While Fiona often performs as a solo pianist, her previous recordings have featured accompanists, many of them high-level studio musicians. A short list includes T-Bone Wolk (Hall & Oates), Tony Levin (Peter Gabriel, Dire Straits), Jeff Haynes (Pat Metheny), Eugene Friesen (Paul Winter Consort), Heather Rankin, Charlie Bisharat (Yanni), Rebecca Daniel (ACO), and many others. She has also worked extensively with Windham Hill Records founder and GRAMMY winning producer Will Ackerman who called Fiona’s Blue Dream album: “the most ambitious project of my entire career and resulted in one of the most remarkable collaborations this genre has ever known.” That is lofty praise from a producer who has worked with some of the finest musicians in the world. Fiona’s recordings have also earned many international awards and nominations, too numerous to detail here. In addition to producing her own music, Fiona recently served as a co-producer along with Will Ackerman on an album by fellow pianist Jennifer Defrayne.


Signature – Solo which was “written with magic in mind,” according toa-rose-on-the-piano-keys Fiona, opens with a ceremonial piece, appropriately titled “Ceremony,” which she wrote for her wedding. The track begins with a lovely and lighthearted arpeggio that unfolds in a way that brought to mind the path a couple might follow as they begin their life together. And like life itself with its ups and downs, Fiona’s playing covers the entire range of the keyboard from one end to another. The song has an effervescent quality, and some of the tinkling high notes reminded me of the bubbles in a glass of champagne that one might have at a wedding or special ceremony.


A notable distinction about Fiona’s next song, “Grace,” is that a version of it appears on the Winds Of Samsara album by Ricky Kej and Wouter Kellerman, who recently won the GRAMMY award in the new age category for this album. While this is certainly a wonderful accomplishment on the world stage for Fiona, the song also has a more quiet and personal back-story that holds deep meaning for her. She wrote the song after receiving a letter from a fan who had given birth to a stillborn daughter named Grace 10 years earlier. The woman spoke about how Fiona’s music helped her heal from the tragedy and how she still listens to it with her new daughter. This was a profound experience for Fiona to make a difference in someone’s life, and she wrote the song in honor of that. I had the opportunity to hear Fiona first perform this piece live in concert and I found it quite moving back then. However, listening to it now after reading about what inspired it, its wistful strains take on a whole new level of emotional depth for me.

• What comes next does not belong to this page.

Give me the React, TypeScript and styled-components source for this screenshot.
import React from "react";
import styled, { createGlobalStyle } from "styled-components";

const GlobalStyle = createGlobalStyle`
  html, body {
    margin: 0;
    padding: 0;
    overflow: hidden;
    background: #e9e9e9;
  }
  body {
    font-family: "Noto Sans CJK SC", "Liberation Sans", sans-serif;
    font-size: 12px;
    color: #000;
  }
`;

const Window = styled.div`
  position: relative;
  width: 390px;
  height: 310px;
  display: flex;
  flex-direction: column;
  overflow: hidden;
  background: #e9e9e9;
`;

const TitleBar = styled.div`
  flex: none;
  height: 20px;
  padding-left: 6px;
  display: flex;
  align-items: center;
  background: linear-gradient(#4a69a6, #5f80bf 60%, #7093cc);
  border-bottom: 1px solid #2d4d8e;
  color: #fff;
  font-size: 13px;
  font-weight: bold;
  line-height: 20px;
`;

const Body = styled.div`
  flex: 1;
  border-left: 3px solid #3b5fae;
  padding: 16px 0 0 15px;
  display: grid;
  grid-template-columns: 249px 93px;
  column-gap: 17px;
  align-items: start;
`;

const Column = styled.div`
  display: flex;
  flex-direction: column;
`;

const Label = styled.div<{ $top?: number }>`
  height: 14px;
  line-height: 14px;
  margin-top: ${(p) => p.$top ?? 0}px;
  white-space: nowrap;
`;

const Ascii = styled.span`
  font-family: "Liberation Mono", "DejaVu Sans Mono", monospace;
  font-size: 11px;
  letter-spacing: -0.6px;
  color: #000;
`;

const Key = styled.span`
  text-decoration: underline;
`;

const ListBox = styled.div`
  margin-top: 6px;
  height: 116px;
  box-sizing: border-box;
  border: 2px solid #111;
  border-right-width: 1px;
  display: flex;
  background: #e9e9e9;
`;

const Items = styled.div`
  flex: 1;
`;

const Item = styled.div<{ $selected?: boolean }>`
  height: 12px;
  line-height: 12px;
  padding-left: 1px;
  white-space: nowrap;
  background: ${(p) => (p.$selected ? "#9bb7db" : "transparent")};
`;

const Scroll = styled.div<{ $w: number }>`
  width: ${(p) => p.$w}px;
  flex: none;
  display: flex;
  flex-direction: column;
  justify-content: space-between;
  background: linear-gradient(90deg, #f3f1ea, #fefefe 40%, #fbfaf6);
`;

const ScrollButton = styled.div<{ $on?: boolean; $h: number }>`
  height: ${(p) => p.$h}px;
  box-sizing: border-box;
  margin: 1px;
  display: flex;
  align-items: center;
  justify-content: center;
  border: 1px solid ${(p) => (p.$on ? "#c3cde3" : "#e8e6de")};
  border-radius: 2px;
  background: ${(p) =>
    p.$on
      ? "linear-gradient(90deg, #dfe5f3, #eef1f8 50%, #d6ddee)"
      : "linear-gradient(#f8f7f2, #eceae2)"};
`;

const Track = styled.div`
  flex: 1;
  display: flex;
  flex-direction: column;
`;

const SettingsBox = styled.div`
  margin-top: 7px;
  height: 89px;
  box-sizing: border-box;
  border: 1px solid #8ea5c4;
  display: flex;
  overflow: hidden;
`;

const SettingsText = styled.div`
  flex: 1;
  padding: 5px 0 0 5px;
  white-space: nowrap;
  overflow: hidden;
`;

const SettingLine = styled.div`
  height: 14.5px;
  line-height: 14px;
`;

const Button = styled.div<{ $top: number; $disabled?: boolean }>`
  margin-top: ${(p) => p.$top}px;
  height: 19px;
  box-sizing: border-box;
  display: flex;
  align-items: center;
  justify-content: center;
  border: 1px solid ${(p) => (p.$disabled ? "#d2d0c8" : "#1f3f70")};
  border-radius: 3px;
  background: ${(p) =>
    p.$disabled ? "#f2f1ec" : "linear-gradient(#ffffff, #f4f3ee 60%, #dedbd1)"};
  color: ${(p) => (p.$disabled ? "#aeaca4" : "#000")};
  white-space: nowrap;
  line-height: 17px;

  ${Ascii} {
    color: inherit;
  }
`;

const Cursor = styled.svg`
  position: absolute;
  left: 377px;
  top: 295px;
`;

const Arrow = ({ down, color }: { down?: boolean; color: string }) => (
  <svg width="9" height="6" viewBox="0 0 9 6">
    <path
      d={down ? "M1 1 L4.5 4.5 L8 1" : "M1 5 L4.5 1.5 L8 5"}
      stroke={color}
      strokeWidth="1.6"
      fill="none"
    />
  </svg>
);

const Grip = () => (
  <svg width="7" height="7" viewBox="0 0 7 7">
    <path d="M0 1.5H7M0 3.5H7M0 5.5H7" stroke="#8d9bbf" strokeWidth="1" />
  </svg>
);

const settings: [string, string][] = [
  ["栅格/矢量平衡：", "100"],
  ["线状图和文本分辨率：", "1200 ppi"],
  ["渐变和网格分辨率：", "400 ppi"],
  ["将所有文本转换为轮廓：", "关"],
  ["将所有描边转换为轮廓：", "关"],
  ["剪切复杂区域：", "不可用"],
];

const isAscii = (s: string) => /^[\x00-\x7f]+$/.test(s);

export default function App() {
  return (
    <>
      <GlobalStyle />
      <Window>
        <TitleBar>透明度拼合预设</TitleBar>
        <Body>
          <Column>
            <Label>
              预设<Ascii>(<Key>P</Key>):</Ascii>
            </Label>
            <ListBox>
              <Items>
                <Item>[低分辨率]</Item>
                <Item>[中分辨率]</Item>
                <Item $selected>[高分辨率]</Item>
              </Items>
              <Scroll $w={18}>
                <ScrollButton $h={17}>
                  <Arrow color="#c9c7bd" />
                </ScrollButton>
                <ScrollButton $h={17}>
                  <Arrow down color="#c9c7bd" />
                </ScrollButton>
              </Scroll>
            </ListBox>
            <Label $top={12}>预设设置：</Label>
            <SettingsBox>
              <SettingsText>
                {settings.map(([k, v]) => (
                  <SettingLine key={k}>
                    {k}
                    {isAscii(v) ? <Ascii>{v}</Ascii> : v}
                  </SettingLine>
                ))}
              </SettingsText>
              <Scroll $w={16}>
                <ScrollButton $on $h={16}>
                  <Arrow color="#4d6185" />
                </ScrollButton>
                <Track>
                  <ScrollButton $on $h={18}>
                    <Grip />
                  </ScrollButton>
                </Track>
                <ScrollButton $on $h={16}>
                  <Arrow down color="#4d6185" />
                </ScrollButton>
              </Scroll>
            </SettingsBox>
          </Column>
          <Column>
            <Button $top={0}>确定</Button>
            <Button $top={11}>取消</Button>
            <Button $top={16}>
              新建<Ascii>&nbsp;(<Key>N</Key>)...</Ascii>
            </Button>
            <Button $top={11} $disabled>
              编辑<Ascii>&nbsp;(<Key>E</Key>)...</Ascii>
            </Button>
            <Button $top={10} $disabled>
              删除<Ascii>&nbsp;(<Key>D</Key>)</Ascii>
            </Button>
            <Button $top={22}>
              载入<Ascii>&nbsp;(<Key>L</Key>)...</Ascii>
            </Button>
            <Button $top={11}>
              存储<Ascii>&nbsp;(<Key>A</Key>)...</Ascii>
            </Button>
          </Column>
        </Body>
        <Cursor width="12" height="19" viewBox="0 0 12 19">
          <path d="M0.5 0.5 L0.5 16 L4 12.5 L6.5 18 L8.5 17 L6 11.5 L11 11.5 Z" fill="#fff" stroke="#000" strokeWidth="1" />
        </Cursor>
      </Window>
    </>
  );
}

A track entitled “Once Upon Impossible,” which Fiona describes as: “love that has tried its hardest but cannot work,” appears in two versions on the album, one as a solo piano, and one as a duet with guitarist Lawrence Blatt, the sole accompanist on the album. The duet version also features Fiona’s airy Enya-like vocals. There is an interesting and remarkable fact about this song, as well as the album in general that Fiona shared. In her words: “the whole album was recorded using only two edits.  Lawrence Blatt didn’t even know what we were playing before we hit the record button – and he didn’t complain!  It only took us a few takes to get a single perfect recording.” Considering that many takes and extensive editing usually go into recording an album these days, it is quite impressive indeed.


The inspiration for “Invisible Train” goes back to Fiona’s childhood and her fascination with the story of “The Little Red Caboose.” Here she has done a wonderful job of recreating the sound and ambience of being on a train. This would make a perfect soundtrack for a film depicting railway travel. The next track (no pun intended) takes on a very different feel. It is the album’s title track and according to Fiona: “ It is about magic and has a mesmerizing and hypnotic feel because something that has died is charmed back to life.  It’s a very sad piece about being on borrowed time.” One of my favorite songs was “From The Mist,” which Fiona characterizes as a “Celtic fairy march,” and draws from her Irish and Scottish roots. It is especially significant and dear to her since it was co-written by her father. The album closes with a dreamy tune called “Little Star” that also goes back to Fiona’s childhood and is based on a movie theme that she’s always loved. In her words: “Its about stars in the sky and reaching for the stars,” and makes a wonderful ending piece to drift away on.


FionaIt was interesting to hear Fiona’s music without the additional musicians that usually adorn her compositions. In a way, it was the musical equivalent of a one-woman play, where her piano is the singular focal point. What impressed me the most was the emotional range and diversity that emanates from Fiona’s heart and soul into her fingers as they dance on the keyboard. Fiona Joy’s piano artistry is like a rainbow that sparkles with every color in the spectrum. From passionate reds, sunny yellows, and on into the more introspective indigos and violets, every tonal shade draws the listener in to what she is feeling and expressing. But no matter what the mood, anything that Fiona plays is marked by an elegance and gracefulness that is deeply evocative and inspiring. In contrast to her previous recording, Fiona views this as “a more inward journey, an exploration of maintaining magic in our lives, even when life itself gets in the way.” In closing, she addresses her listeners saying: “You will hear my feelings in these songs; they are dedicated to saving that small place in everyone’s heart, the place where fairytales linger, and where we find the strength to meet our reality…with grace.”